I channeled my inner Walter Sobchak. "Has the whole world gone crazy? Am I the only one around here who gives a shit about the rules?"

We continued playing. Marissa chopped at the ball midair, sending it sailing across the table. It missed my paddle by an inch.

"Ah, well that would be my point," she said.

"Uh... nope dayss," I replied, mimicking Rodney.

"Yeah-huh," insisted Marissa. "If you swing at it while it's going out of bounds, that's my point."

"No, I would actually have to hit it," I said.

"Ehhh, I'm pretty sure it's my point if you swing for it," said Marissa, digging in. She wheeled over to the computer to consult the Internet.

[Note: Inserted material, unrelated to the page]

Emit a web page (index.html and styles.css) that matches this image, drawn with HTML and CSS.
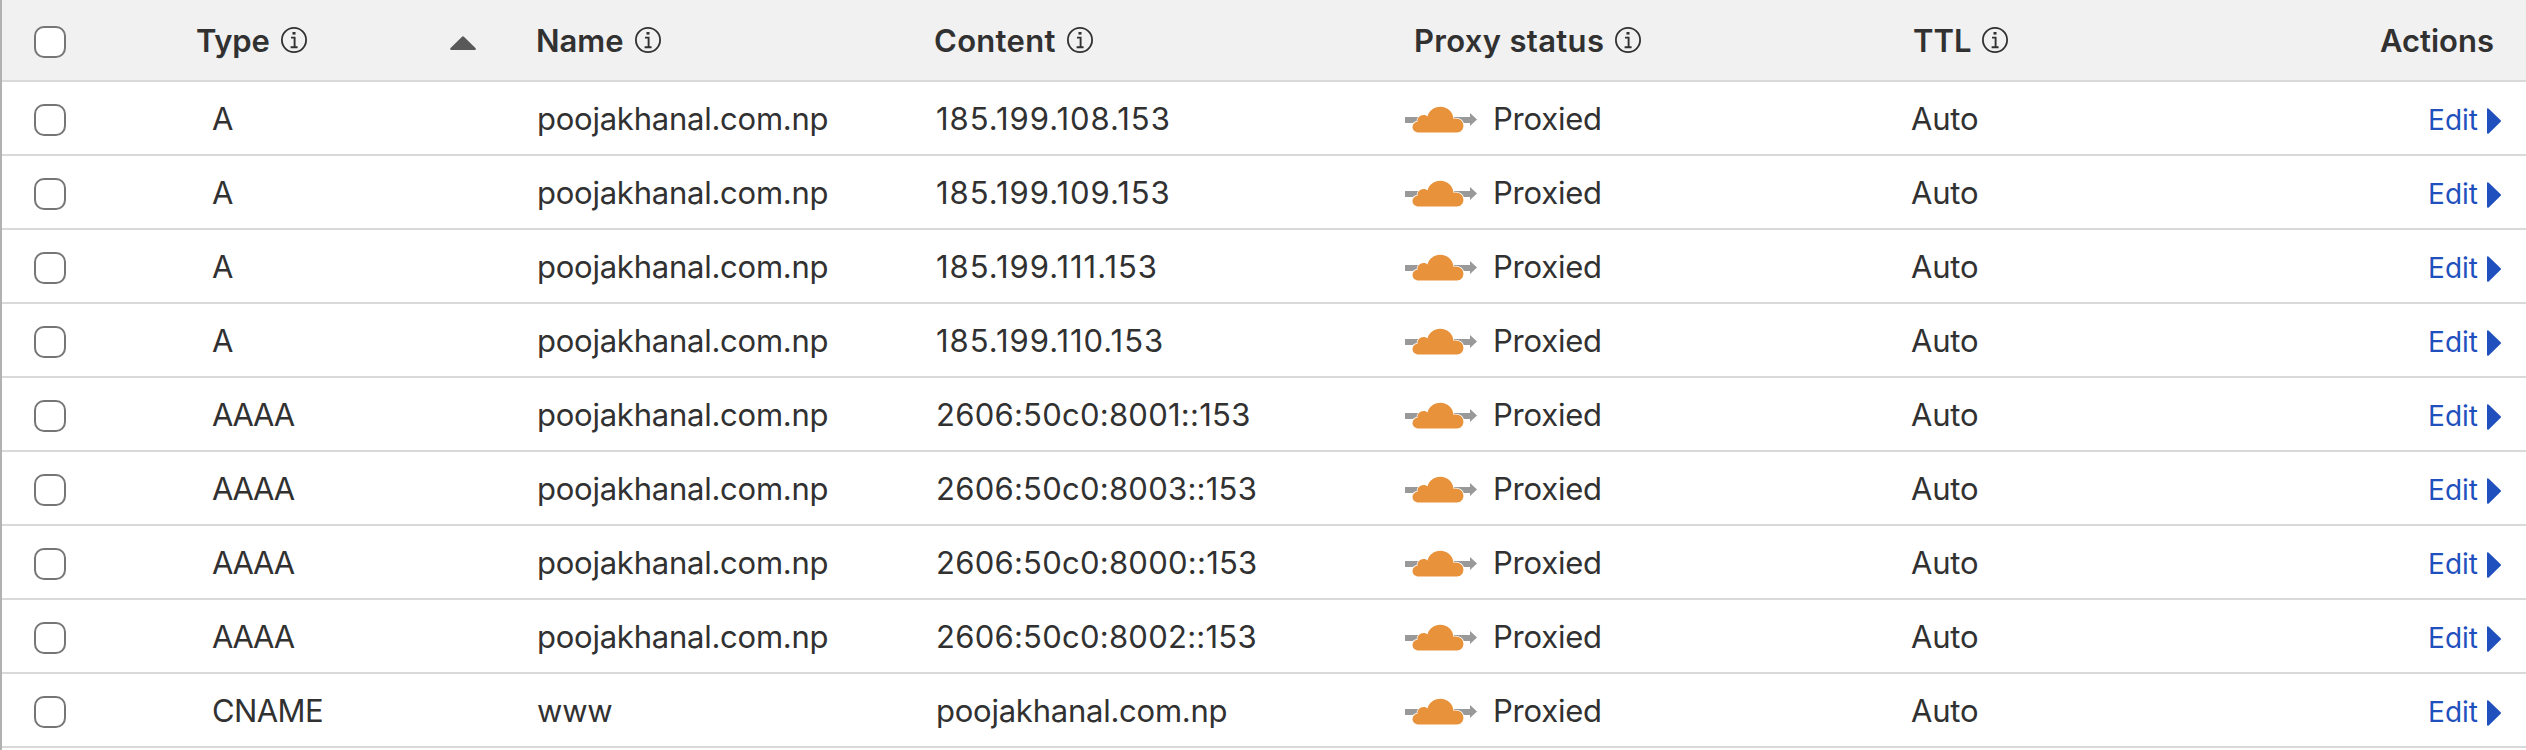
FILE: index.html
```
<!DOCTYPE html>
<html lang="en">
<head>
<meta charset="utf-8">
<title>DNS records</title>
<link rel="stylesheet" href="styles.css">
</head>
<body>
<svg class="defs" width="0" height="0">
  <symbol id="info" viewBox="0 0 26 26">
    <circle cx="13" cy="13" r="12.1" fill="none" stroke="currentColor" stroke-width="1.8"/>
    <rect x="11.5" y="5" width="3" height="2.6" fill="currentColor"/>
    <path d="M10 10.6h3.6v9.6M9.6 20.3h7" fill="none" stroke="currentColor" stroke-width="1.9"/>
  </symbol>
  <symbol id="cloud" viewBox="0 0 72 28">
    <path d="M0 11h48v6H0z" fill="#999"/>
    <path d="M45 11h20V7l7 6.5-7 6.5v-3H45z" fill="#999"/>
    <path d="M14 26.5c-4 0-6.5-2.500-6.500-5.500 0-3 2-5 5-5.300C12 12 15 9 18.500 9c1.500 0 2.800.5 4 1.400C24 4.600 29.200.8 35.200.8 42.500.8 48.200 6 48.400 12.800c5.600-1.200 10 2 10 7 0 4-2.800 6.700-6.400 6.700z" fill="#e8923c" stroke="#fff" stroke-width="1.600" paint-order="stroke"/>
  </symbol>
  <symbol id="play" viewBox="0 0 14 26">
    <path d="M0 1.500C0 0 1 0 2 .9l11.400 11.200c.8.800.8 1.200 0 2L2 25.300c-1 .9-2 .7-2-.8z" fill="currentColor"/>
  </symbol>
</svg>
<main class="table" id="table">
  <div class="row head">
    <div class="cell check"><input class="box" type="checkbox"></div>
    <div class="cell type"><span class="h-type">Type</span><svg class="info"><use href="#info"/></svg><svg class="sort" viewBox="0 0 26 14"><path d="M1.200 14C0 14-.3 13 .6 12L11.800.9c.9-.9 1.500-.9 2.400 0L25.400 12c.9 1 .6 2-.6 2z" fill="#595959"/></svg></div>
    <div class="cell name"><span>Name</span><svg class="info"><use href="#info"/></svg></div>
    <div class="cell content"><span class="h-content">Content</span><svg class="info"><use href="#info"/></svg></div>
    <div class="cell proxy"><span class="h-proxy">Proxy status</span><svg class="info"><use href="#info"/></svg></div>
    <div class="cell ttl"><span>TTL</span><svg class="info"><use href="#info"/></svg></div>
    <div class="cell actions"><span>Actions</span></div>
  </div>
</main>
<script src="table.js"></script>
</body>
</html>
```
FILE: styles.css
```
* { box-sizing: border-box; }
body {
  margin: 0;
  background: #fff;
  color: #313131;
  font: 400 31px/38px Inter, "Liberation Sans", sans-serif;
  overflow: hidden;
}
.defs { position: absolute; }
.table { height: 750px; border-left: 2px solid #b1b1b1; overflow: hidden; }
.row {
  display: grid;
  grid-template-columns: 193px 341px 398px 469px 507px 1fr 200px;
  height: 74px;
  border-bottom: 2px solid #d9d9d9;
}
.row { grid-template-columns: 193px 341px 398px 469px 508px 300px 1fr; }
.head { height: 82px; background: #f1f1f1; font-weight: 600; }
.cell { display: flex; align-items: center; padding-top: 1px; white-space: nowrap; }
.check { padding: 4px 0 0 32px; }
.box {
  appearance: none;
  width: 32px;
  height: 32px;
  margin: 0;
  border: 2px solid #767676;
  border-radius: 10px;
  background: #fff;
}
.type { padding-left: 17px; }
.name { padding-left: 1px; }
.content { padding-left: 2px; }
.proxy { padding-left: 2px; }
.actions { justify-content: flex-end; padding-right: 25px; }
.info { width: 26px; height: 26px; margin: 0 0 2px 11px; }
.sort { width: 26px; height: 14px; margin: 4px 60px 0 auto; }
.head .type { padding-left: 1px; }
.head .name, .head .content { padding-left: 0; }
.head .proxy { padding-left: 11px; }
.head .ttl { padding-left: 2px; }
.head .actions { padding-right: 32px; }
.h-type { letter-spacing: -.2px; }
.h-content { letter-spacing: .3px; }
.h-proxy { letter-spacing: .32px; }
.aaaa { letter-spacing: -1.3px; }
.cname { letter-spacing: -.6px; }
.domain { letter-spacing: -.24px; }
.ipv4 { letter-spacing: .98px; }
.ipv6 { letter-spacing: .25px; }
.cloud { width: 72px; height: 28px; margin: 3px 16px 0 0; }
.status, .auto { letter-spacing: -.22px; }
.edit {
  display: flex;
  align-items: center;
  gap: 9px;
  padding-top: 3px;
  color: #1f50bd;
  font-size: 28px;
  text-decoration: none;
}
.play { width: 14px; height: 26px; margin-top: 2px; }
```
FILE: table.js
```
const domain = 'poojakhanal.com.np';
const records = [
  ['A', domain, '185.199.108.153', 'ipv4'],
  ['A', domain, '185.199.109.153', 'ipv4'],
  ['A', domain, '185.199.111.153', 'ipv4'],
  ['A', domain, '185.199.110.153', 'ipv4'],
  ['AAAA', domain, '2606:50c0:8001::153', 'ipv6'],
  ['AAAA', domain, '2606:50c0:8003::153', 'ipv6'],
  ['AAAA', domain, '2606:50c0:8000::153', 'ipv6'],
  ['AAAA', domain, '2606:50c0:8002::153', 'ipv6'],
  ['CNAME', 'www', domain, 'domain'],
];
document.getElementById('table').insertAdjacentHTML('beforeend', records.map(([type, name, content, kind]) => `
  <div class="row">
    <div class="cell check"><input class="box" type="checkbox"></div>
    <div class="cell type"><span class="${type.toLowerCase()}">${type}</span></div>
    <div class="cell name"><span class="domain">${name}</span></div>
    <div class="cell content"><span class="${kind}">${content}</span></div>
    <div class="cell proxy"><svg class="cloud"><use href="#cloud"/></svg><span class="status">Proxied</span></div>
    <div class="cell ttl"><span class="auto">Auto</span></div>
    <div class="cell actions"><a class="edit">Edit<svg class="play"><use href="#play"/></svg></a></div>
  </div>`).join(''));
```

"That can't be the rule," I continued. "If intent had anything to do with it, you would need some kind of ping-pong referee to watch each ball and judge if I intended to swing at it or not. What if my arm just moved that way from momentum?"

"Oh momentum," sneered Marissa. "Wow this website is ugly. But it has all the rules." Her index finger flicked the scrollwheel, and we scanned the webpage with our eyes. We spent a few minutes silently reading.

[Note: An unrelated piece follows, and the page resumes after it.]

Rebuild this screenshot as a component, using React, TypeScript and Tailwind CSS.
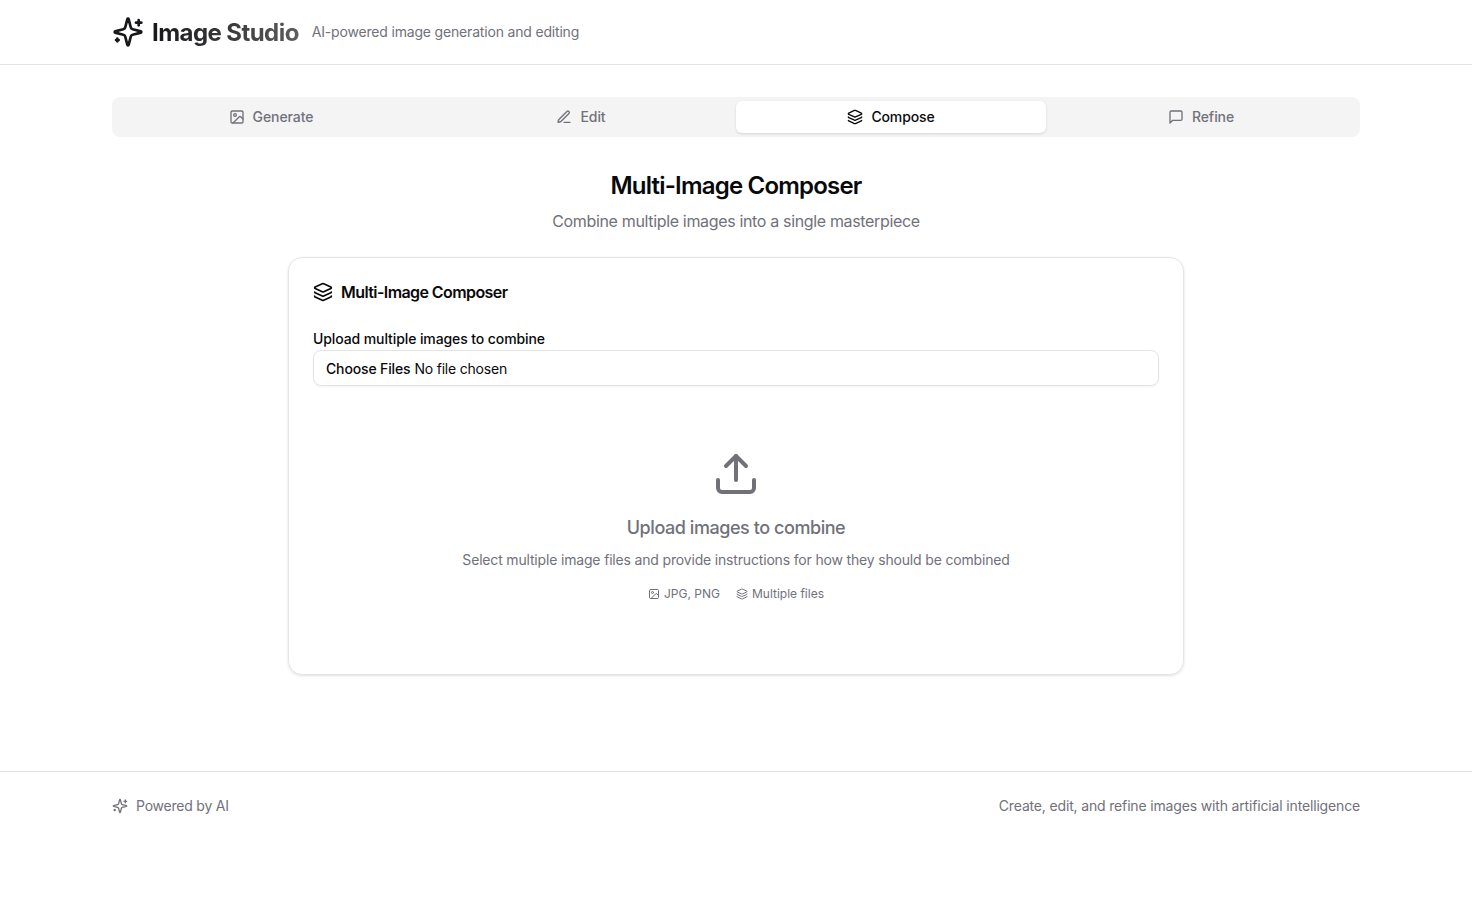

"I think you're right," said Marissa.

"Of course, we can make our own house rules," I said. "I like rules that err on the side of keeping the game going. Like I've always played it that if the ball is going out of bounds, you can choose to keep it in play and volley it back."

Marissa got up from her chair. "There are way more rules to ping-pong than I thought," she said tiredly. "I literally thought the only rule was just hit it back."

"NOPE DAYSSS," I interrupted. "It's really complicated. There's lots of rules, and I care deeply about all of them because you married a man-child." We laughed.

Thanks for stopping by today. Have a great Monday, everyone.